Copy each line in which the string "styles" occurs.

[Code that builds pages]
※ ※ ※
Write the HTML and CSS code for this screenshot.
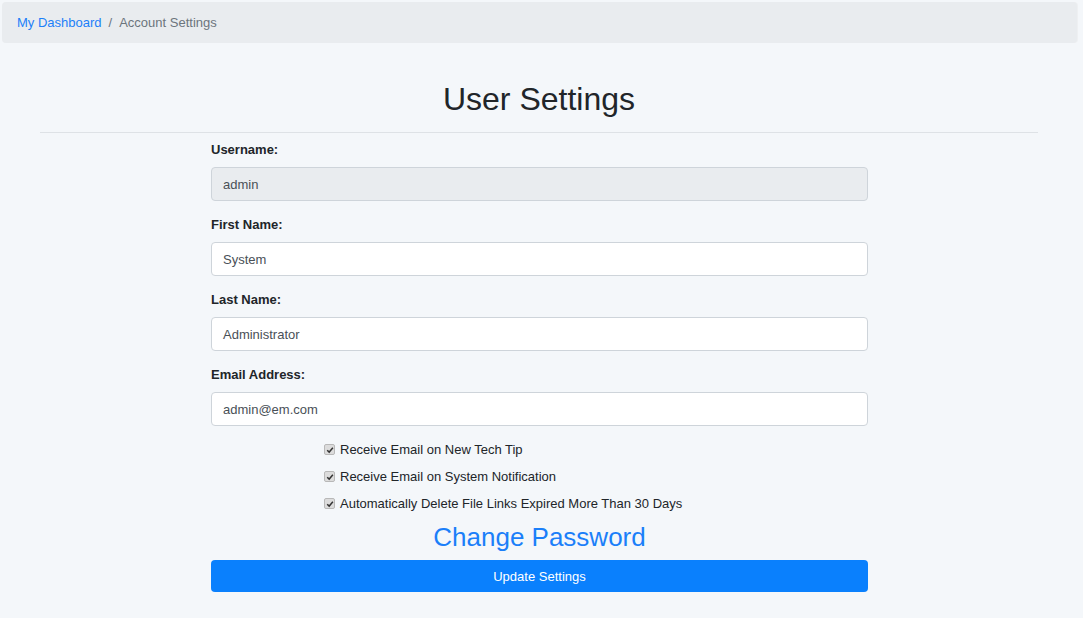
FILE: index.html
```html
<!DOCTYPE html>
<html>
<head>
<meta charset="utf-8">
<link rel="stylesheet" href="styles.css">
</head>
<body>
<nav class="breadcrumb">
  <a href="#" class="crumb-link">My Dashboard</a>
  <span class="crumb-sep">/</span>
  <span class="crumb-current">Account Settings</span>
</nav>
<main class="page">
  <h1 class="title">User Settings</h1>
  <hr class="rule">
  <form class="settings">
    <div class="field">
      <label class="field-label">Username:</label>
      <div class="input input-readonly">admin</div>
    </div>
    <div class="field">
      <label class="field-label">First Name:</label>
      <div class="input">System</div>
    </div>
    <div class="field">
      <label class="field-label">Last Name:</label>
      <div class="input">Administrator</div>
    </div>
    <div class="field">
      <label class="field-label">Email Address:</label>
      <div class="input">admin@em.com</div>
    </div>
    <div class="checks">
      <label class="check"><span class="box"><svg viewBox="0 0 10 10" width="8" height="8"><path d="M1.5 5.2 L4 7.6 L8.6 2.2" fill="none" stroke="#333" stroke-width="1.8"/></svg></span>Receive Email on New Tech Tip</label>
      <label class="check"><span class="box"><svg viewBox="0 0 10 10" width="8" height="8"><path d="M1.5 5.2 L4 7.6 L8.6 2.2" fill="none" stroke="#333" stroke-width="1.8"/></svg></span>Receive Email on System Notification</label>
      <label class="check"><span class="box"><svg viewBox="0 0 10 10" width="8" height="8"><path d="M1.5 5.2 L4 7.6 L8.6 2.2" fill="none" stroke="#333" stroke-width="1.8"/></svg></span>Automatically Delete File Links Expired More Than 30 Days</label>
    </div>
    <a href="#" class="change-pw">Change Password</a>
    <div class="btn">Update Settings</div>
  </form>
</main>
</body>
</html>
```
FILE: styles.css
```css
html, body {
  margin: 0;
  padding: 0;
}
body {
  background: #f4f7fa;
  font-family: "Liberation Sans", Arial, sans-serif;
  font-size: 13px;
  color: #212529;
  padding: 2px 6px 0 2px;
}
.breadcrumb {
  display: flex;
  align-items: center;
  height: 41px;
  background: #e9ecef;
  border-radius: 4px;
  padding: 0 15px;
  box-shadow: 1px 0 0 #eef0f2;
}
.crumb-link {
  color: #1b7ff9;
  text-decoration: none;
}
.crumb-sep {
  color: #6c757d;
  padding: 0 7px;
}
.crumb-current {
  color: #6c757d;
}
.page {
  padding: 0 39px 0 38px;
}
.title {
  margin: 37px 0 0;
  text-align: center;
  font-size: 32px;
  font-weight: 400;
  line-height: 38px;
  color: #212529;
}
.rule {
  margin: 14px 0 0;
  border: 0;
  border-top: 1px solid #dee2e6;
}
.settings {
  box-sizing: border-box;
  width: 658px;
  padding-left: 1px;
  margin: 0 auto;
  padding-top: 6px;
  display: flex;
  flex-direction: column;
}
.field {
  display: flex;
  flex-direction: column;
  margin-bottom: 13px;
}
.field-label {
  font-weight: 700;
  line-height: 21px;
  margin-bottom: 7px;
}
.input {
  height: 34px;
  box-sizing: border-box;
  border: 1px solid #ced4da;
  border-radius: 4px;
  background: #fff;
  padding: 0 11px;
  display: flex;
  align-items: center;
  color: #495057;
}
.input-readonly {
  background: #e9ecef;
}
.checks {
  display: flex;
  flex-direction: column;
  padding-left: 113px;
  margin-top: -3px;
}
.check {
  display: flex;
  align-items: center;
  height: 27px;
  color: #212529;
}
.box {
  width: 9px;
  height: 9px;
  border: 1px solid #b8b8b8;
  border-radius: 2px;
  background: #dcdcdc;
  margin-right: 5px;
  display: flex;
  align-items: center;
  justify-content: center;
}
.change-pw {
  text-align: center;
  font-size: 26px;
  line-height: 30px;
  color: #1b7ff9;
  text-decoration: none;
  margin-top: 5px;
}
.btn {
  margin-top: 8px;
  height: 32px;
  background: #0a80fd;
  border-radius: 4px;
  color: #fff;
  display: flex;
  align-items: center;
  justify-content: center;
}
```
※ ※ ※
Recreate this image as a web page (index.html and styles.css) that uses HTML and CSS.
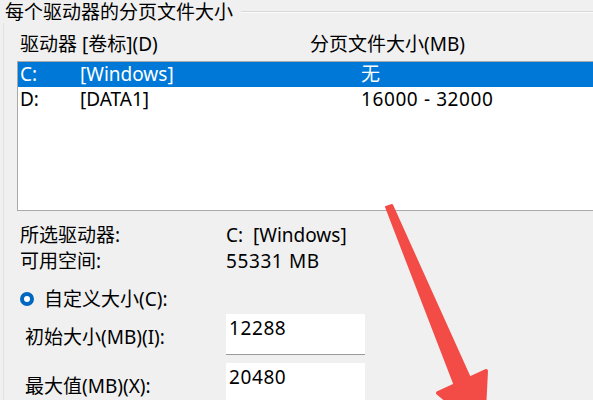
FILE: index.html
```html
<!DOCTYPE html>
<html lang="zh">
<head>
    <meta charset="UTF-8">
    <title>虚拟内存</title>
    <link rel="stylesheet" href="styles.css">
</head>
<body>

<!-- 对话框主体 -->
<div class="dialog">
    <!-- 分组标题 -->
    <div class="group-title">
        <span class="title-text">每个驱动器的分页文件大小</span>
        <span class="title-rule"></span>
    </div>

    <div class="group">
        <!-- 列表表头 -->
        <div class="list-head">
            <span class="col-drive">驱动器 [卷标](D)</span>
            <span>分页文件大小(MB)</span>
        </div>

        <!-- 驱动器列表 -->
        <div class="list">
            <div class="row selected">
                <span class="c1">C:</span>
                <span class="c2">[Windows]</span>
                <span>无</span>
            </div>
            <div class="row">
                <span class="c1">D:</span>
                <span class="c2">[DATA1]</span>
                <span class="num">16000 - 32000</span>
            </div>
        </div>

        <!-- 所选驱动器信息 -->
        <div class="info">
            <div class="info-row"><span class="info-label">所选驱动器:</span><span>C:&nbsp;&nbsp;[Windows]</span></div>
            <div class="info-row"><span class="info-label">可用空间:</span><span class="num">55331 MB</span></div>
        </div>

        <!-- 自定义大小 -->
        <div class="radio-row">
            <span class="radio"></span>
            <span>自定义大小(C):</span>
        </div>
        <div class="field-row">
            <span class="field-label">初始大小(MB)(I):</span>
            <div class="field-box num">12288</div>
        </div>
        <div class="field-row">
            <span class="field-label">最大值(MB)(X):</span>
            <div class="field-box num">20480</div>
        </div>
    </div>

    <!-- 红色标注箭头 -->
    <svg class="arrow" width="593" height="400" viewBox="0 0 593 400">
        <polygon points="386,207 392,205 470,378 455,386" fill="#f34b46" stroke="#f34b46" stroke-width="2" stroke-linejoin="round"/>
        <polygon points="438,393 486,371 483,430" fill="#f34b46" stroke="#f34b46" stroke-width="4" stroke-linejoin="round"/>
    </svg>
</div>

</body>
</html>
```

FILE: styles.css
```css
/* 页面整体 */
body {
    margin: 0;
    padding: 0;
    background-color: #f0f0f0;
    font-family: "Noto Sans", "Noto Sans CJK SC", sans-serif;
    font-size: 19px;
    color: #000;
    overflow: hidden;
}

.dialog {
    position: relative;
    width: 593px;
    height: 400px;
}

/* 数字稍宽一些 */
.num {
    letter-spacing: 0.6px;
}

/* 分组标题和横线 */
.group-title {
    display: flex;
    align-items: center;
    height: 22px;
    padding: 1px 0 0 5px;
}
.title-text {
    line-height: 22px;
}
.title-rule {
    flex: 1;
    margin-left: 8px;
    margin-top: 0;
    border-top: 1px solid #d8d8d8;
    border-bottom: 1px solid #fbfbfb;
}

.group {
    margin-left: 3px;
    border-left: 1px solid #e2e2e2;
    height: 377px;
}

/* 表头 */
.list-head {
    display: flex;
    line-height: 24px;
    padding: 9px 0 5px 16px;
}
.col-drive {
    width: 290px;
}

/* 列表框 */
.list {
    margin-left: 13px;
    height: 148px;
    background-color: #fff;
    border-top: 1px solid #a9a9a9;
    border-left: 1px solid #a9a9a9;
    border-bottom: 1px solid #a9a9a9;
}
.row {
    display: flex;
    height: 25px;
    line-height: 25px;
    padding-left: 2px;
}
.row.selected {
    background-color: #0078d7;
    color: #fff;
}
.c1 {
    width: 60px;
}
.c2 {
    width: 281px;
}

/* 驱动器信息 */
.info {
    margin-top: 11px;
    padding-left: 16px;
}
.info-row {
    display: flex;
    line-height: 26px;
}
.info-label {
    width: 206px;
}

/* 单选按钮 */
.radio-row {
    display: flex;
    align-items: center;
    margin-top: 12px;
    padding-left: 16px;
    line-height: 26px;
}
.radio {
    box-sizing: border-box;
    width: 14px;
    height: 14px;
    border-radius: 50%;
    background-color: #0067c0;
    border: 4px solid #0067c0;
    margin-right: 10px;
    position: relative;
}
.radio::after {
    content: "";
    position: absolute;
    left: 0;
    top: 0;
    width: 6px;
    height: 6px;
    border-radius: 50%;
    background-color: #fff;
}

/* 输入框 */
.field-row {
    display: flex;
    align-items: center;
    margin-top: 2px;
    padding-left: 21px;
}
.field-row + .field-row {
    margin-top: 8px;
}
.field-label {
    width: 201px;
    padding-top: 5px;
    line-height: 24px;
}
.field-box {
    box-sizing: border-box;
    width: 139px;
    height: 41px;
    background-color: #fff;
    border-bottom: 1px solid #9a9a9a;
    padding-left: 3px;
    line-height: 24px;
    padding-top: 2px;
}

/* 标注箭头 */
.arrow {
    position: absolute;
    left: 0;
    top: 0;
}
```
※ ※ ※
## [Task answer]
<link rel="stylesheet" href="styles.css">
FILE: styles.css
Recreate this image as a web page (index.html and styles.css) that uses HTML and CSS.
    <link rel="stylesheet" href="styles.css">
FILE: styles.css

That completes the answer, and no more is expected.